## Required task
Review the lines that follow and copy each one that contains the word "full".

## Information supplied
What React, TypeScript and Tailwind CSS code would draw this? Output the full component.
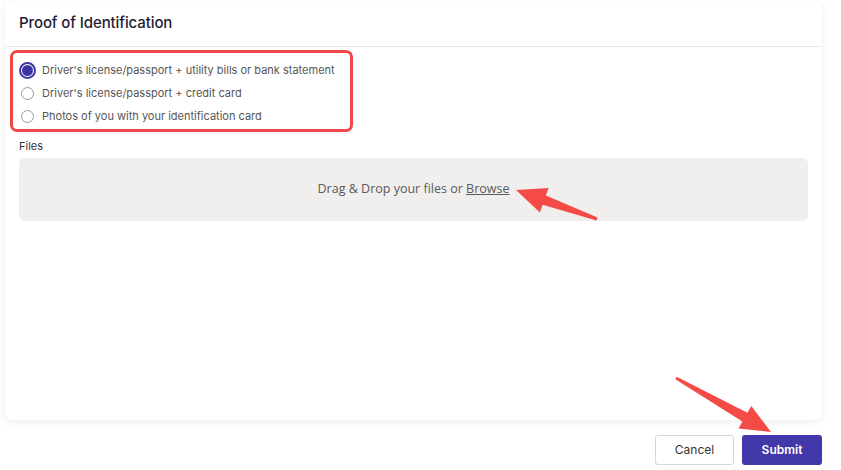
import React from "react"

function arrowPoints(x1: number, y1: number, x2: number, y2: number) {
  const dx = x2 - x1
  const dy = y2 - y1
  const len = Math.sqrt(dx * dx + dy * dy)
  const ux = dx / len
  const uy = dy / len
  const nx = -uy
  const ny = ux
  const headLen = 30
  const headW = 13
  const tailW = 1.5
  const neckW = 5
  const bx = x2 - ux * headLen
  const by = y2 - uy * headLen
  const pts = [
    [x1 + nx * tailW, y1 + ny * tailW],
    [bx + nx * neckW, by + ny * neckW],
    [bx + nx * headW, by + ny * headW],
    [x2, y2],
    [bx - nx * headW, by - ny * headW],
    [bx - nx * neckW, by - ny * neckW],
    [x1 - nx * tailW, y1 - ny * tailW],
  ]
  return pts.map((p) => p[0].toFixed(1) + "," + p[1].toFixed(1)).join(" ")
}

const options = [
  "Driver's license/passport + utility bills or bank statement",
  "Driver's license/passport + credit card",
  "Photos of you with your identification card",
]

export default function App() {
  return (
    <div className="relative w-[841px] h-[470px] bg-white" style={{ fontFamily: "Inter, 'Noto Sans', sans-serif" }}>
      <div className="pl-[5px] pr-[19px] pt-px">
        <div className="h-[419px] bg-white rounded-lg shadow-[0_2px_8px_rgba(0,0,0,0.08)] flex flex-col">
          <div className="h-[46px] flex items-center px-[14px] border-b border-[#e8e8e8]">
            <h1 className="text-[15px] font-medium text-[#1f1c33] tracking-[-0.1px]">Proof of Identification</h1>
          </div>
          <div className="pt-[3px] pl-[5px]">
            <div className="w-[343px] h-[82px] border-[3px] border-[#f04848] rounded-[7px] flex flex-col gap-[7px] pt-[9px] pl-[5px]">
              {options.map((o, i) => (
                <label key={o} className="flex items-center h-[16px] text-[11px] text-[#565656]">
                  <span className="w-[18px] flex justify-center mr-[6px]">
                    {i === 0 ? (
                      <span className="w-[17px] h-[17px] rounded-full border-2 border-[#3d35a3] flex items-center justify-center">
                        <span className="w-[11px] h-[11px] rounded-full bg-[#3d35a3]" />
                      </span>
                    ) : (
                      <span className="w-[13px] h-[13px] rounded-full border border-[#9a9a9a] bg-white" />
                    )}
                  </span>
                  {o}
                </label>
              ))}
            </div>
          </div>
          <div className="px-[14px] pt-[7px]">
            <div className="text-[11px] text-[#333] leading-[14px]">Files</div>
            <div
              className="mt-[5px] h-[63px] rounded-[6px] bg-[#f0efee] flex items-center justify-center text-[12.5px] text-[#5a5a5a]"
              style={{ fontFamily: "'Open Sans', sans-serif" }}
            >
              Drag &amp; Drop your files or&nbsp;<span className="underline">Browse</span>
            </div>
          </div>
        </div>
      </div>
      <div className="flex justify-end gap-2 pr-[19px] pt-[15px]">
        <button className="w-[79px] h-[30px] rounded-[3px] border border-[#d6d6d6] bg-white text-[12px] text-[#333]">Cancel</button>
        <button className="w-[80px] h-[30px] rounded-[3px] bg-[#4338a9] text-[12px] font-semibold text-white">Submit</button>
      </div>
      <svg className="absolute inset-0 pointer-events-none" width="841" height="470">
        <polygon points={arrowPoints(597, 219, 516, 190)} fill="#f44b47" />
        <polygon points={arrowPoints(676, 378, 771, 432)} fill="#f44b47" />
      </svg>
    </div>
  )
}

## Answer to the exercise
What React, TypeScript and Tailwind CSS code would draw this? Output the full component.
                      <span className="w-[17px] h-[17px] rounded-full border-2 border-[#3d35a3] flex items-center justify-center">
                        <span className="w-[11px] h-[11px] rounded-full bg-[#3d35a3]" />
                      <span className="w-[13px] h-[13px] rounded-full border border-[#9a9a9a] bg-white" />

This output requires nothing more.